Dynamic memory allocation in Intel Assembly on Linux

For the version 0.6.0 of the EDDI Compiler, I have written a simple dynamic memory allocation function in assembly. I did that to avoid using malloc in my assembly code. As this is not an easy subject, this article will explain the main parts of writing this function.

As the EDDI Compiler creates program for Linux platform, this article will focus on writing a little memory allocator for Linux in Intel Assembly.

In this article I will follow the AT&T notation.

Specifications

The function works like malloc but is simpler. The specifications are the following ones:

  • We call the function with one argument: the dynamic memory size we need
  • The function returns the start address of the allocated memory in the %eax register
  • There is no need to deallocate the allocated memory
  • The size that we ask will generally small and always less than 16384 octets
  • Having some gaps in the memory is not a problem for now

So as you can see there are several limitations to this memory allocator. These limitations are the one I had for EDDI, so I'll follow them in this article.

Dynamic memory allocation

In Linux, there are two ways for performing dynamic memory allocation:

  • brk: Increment the size of the data segment after the end of the program. This memory is directly after the program and is always contiguous. It's the easiest way for allocating memory. This technique is not perfect for large blocks of data.
  • mmap: Creates a new memory mapping in the virtual address space. The kernel gives you memory in virtually every place of the memory.

In our case, as we need only small blocks, we will use brk to dynamically allocate memory.

We can call these procedures using system calls. In assembly, you can use system calls with interruptions (0x80).

Implementation

We need two variables for this function. One to keep track of the remaining size and another one to keep track of the current address of the allocated memory.

.data
.size VIeddi_remaining, 4

VIeddi_remaining:
.long 0
.size VIeddi_current, 4

VIeddi_current:
.long 0

Both variables are initialized to 0.

And here is the function I've developed :

eddi_alloc:
pushl %ebp
movl %esp, %ebp
movl 8(%ebp), %ecx
movl VIeddi_remaining, %ebx
cmpl %ebx, %ecx
jle alloc_normal
movl $45, %eax
xorl %ebx, %ebx
int  $0x80
movl %eax, %esi
movl %eax, %ebx
addl $16384, %ebx
movl $45, %eax
int  $0x80
movl %esi, %eax
movl $16384, VIeddi_remaining
movl %esi, VIeddi_current

alloc_normal:
movl VIeddi_current, %eax
movl VIeddi_current, %ebx
addl %ecx, %ebx
movl %ebx, VIeddi_current
movl VIeddi_remaining, %ebx
subl %ecx, %ebx
movl %ebx, VIeddi_remaining
leave
ret

I will describe now each part of the alloc function.

movl 8(%ebp), %ecx
movl VIeddi_remaining, %ebx
cmpl %ebx, %ecx
jle alloc_normal

In this part we test if there is enough remaining size for the dynamic memory allocation request. It's equivalent to if(remaining >= size). If there is enough size, we jump to the normal allocation part :

alloc_normal:
movl VIeddi_current, %eax
movl VIeddi_current, %ebx
addl %ecx, %ebx
movl %ebx, VIeddi_current
movl VIeddi_remaining, %ebx
subl %ecx, %ebx
movl %ebx, VIeddi_remaining

First, we move the current address of memory into the %eax register for the return value.
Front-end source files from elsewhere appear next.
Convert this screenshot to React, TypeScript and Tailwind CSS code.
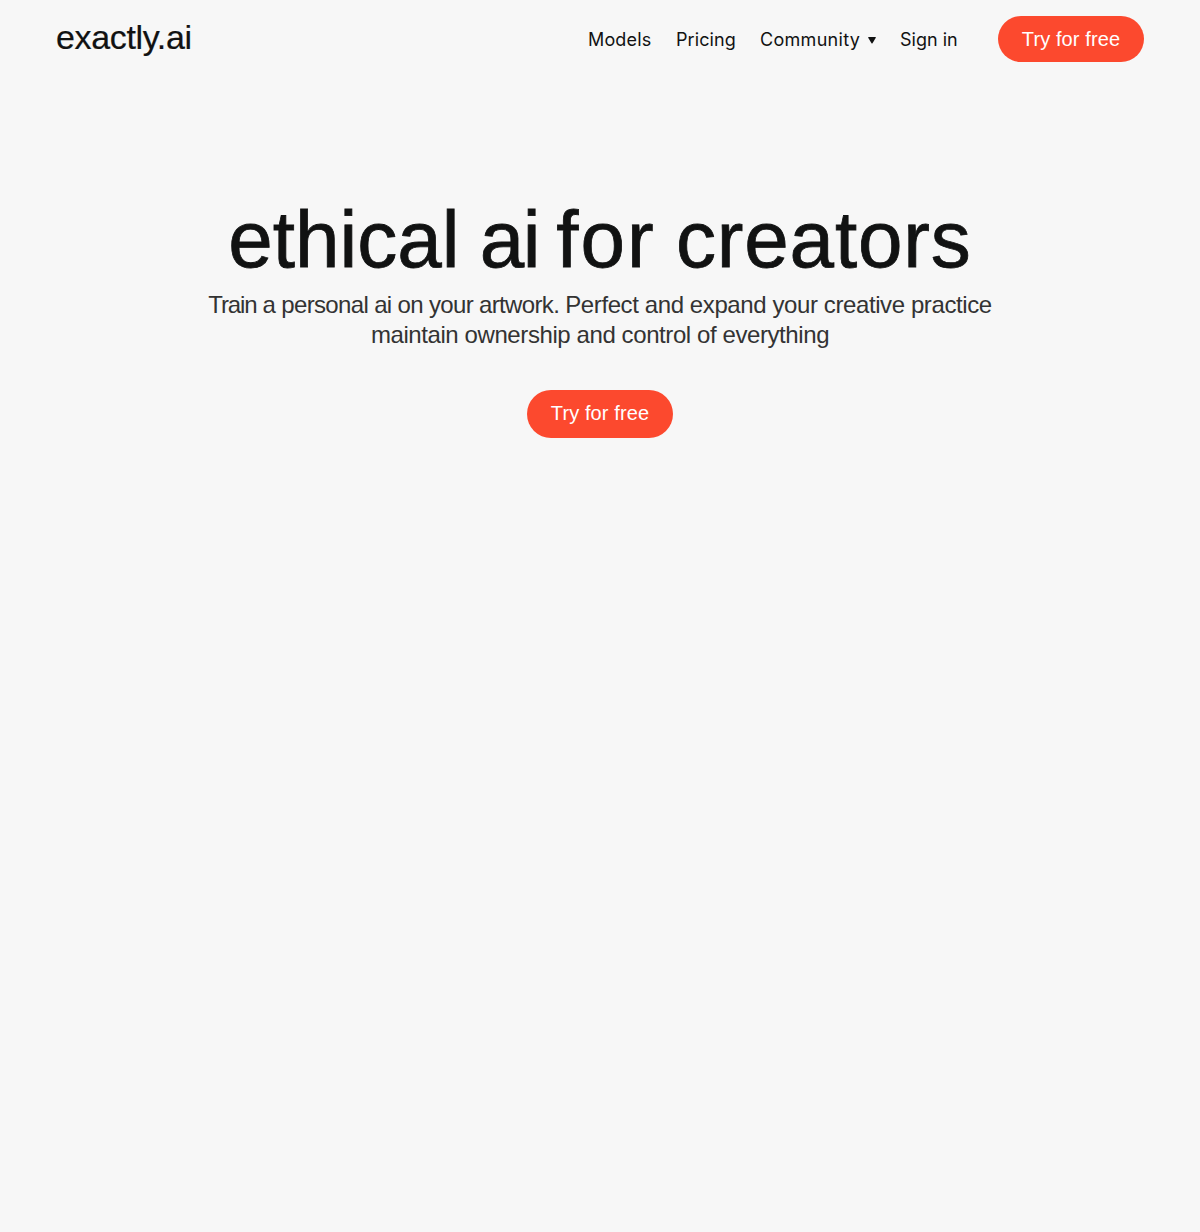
const cta = "flex w-[146px] items-center justify-center rounded-full bg-[#fc492e] font-['Liberation_Sans',Arial,sans-serif] text-[20px] leading-6 tracking-[0.1px] text-white";

export default function App() {
  return (
    <div className="min-h-screen bg-[#f7f7f7] font-['Liberation_Sans',Arial,sans-serif] text-[#111212]">
      <header className="flex h-[78px] items-center justify-between px-14">
        <a href="#" className="-mt-1 text-[34px] leading-8 tracking-[-0.35px] whitespace-nowrap [-webkit-text-stroke:0.2px_#111212]">exactly.ai</a>
        <nav className="flex items-center font-['Inter',sans-serif] text-[18px] leading-6 whitespace-nowrap">
          <a href="#" className="mt-0.5 mr-6 w-[64px] tracking-[0.15px]">Models</a>
          <a href="#" className="mt-0.5 mr-6 w-[60px] tracking-[0.1px]">Pricing</a>
          <button className="mt-0.5 mr-6 flex items-center">
            <span className="w-[100px] text-left tracking-[0.3px]">Community</span>
            <svg className="ml-2 h-[7px] w-[8px]" viewBox="0 0 8 7" fill="#111212"><path d="M.7 0h6.6q.9 0 .5.8L4.5 6.3q-.5.6-1 0L.2.8Q-.2 0 .7 0z" /></svg>
          </button>
          <a href="#" className="mt-0.5 mr-10 w-[58px]">Sign in</a>
          <a href="#" className={`${cta} h-[46px]`}>Try for free</a>
        </nav>
      </header>
      <main className="flex flex-col items-center pt-[122px] text-center">
        <h1 className="text-[80px] leading-[80px] [word-spacing:-2px] whitespace-nowrap [-webkit-text-stroke:0.8px_#111212]">
          ethical <span className="tracking-[-1.5px]">ai</span> <span className="-ml-[3px] tracking-[2px]">for</span>{" "}
          <span className="tracking-[0.85px]">creators</span>
        </h1>
        <p className="mt-[10px] text-[24px] leading-[30px] tracking-[-0.65px] whitespace-nowrap text-[#333]">
          <span className="tracking-[-1.1px]">Train</span> a personal ai on your artwork.{" "}
          <span className="tracking-[-0.4px]">Perfect and expand your creative practice</span>
          <br />
          <span className="tracking-[-0.41px]">maintain ownership and control of everything</span>
        </p>
        <a href="#" className={`${cta} mt-10 h-12 pb-0.5`}>Try for free</a>
      </main>
    </div>
  );
}
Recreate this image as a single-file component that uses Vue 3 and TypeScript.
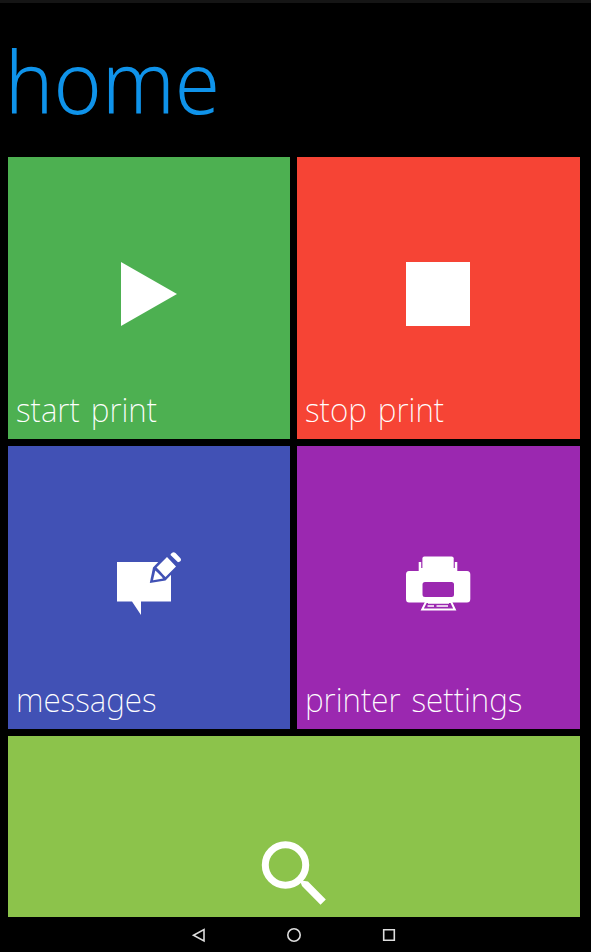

Then we add the size of the new allocated block to the current address. Finally we remove the size of the new allocated block from the remaining size. After that, we can leave the function.

The most interesting part is what we do when we have to allocate more memory :

movl $45, %eax
xorl %ebx, %ebx
int  $0x80
movl %eax, %esi
movl %eax, %ebx
addl $16384, %ebx
movl $45, %eax
int  $0x80
movl $16384, VIeddi_remaining
movl %esi, VIeddi_current

We start by doing an interruption to execute a system call. The 45 in the %eax register indicates a sys_brk call. The 0 in the %ebx register, indicates that we want the current position of brk space. We save this current position into the %esi register. Then we add 16384 bits (4K octets) to this address. We call again the sys_brk routine to set the address of the brk space to the calculated address. This is the way to dynamically allocates 4K of memory. Finally, we add 4K to the remaining size in octets and we put the current address (before the add) as the current address.

Possible improvements

We should make some optimization if this function has to be invoked frequently. The first interruption (call to sys_brk) has only to be done once. The very first time we need to get the start address. Then, we can use the current address as the base address when we do the new allocation.

Another improvement is to avoid having gaps between the used blocks. For that, we can avoid setting the current address directly to the newly allocated address but just add 4K to the remaining size. The blocks will overlap 2 allocated blocks.

We could also check that the value returned by the sys_brk is valid. On error, the procedure can return -1.

Conclusion

In this post, we developed a basic dynamic memory allocation function in Intel assembly on the Linux platform. I hope that this information can helps some of you.

Don't hesitate if you have a question or a comment on my implementation.

EDDI Compiler 0.6.1 : Function return types

I just released a new version of the EDDI Compiler : eddic 0.6.1

This is a minor update with only one change on the language: the functions can now return something. The return values are returned in registers (%eax for int and %eax:%ebx for strings). At this time, it is not possible to return an array from a function.

The other changes of this version are on the code base side. All the headers have been cleaned. There are less useless imports and the code is cleaner. Moreover, I also have rewritten the Readme in order to include more useful information in it. The parsing phase should be a little faster now and the assembly has been improved by using the POP instruction. The phases of checking have also been reordered. In the future, it's possible that several phases will be merged together for performance purposes, but for now, it's quite fast on my sample even the 2MB stress file.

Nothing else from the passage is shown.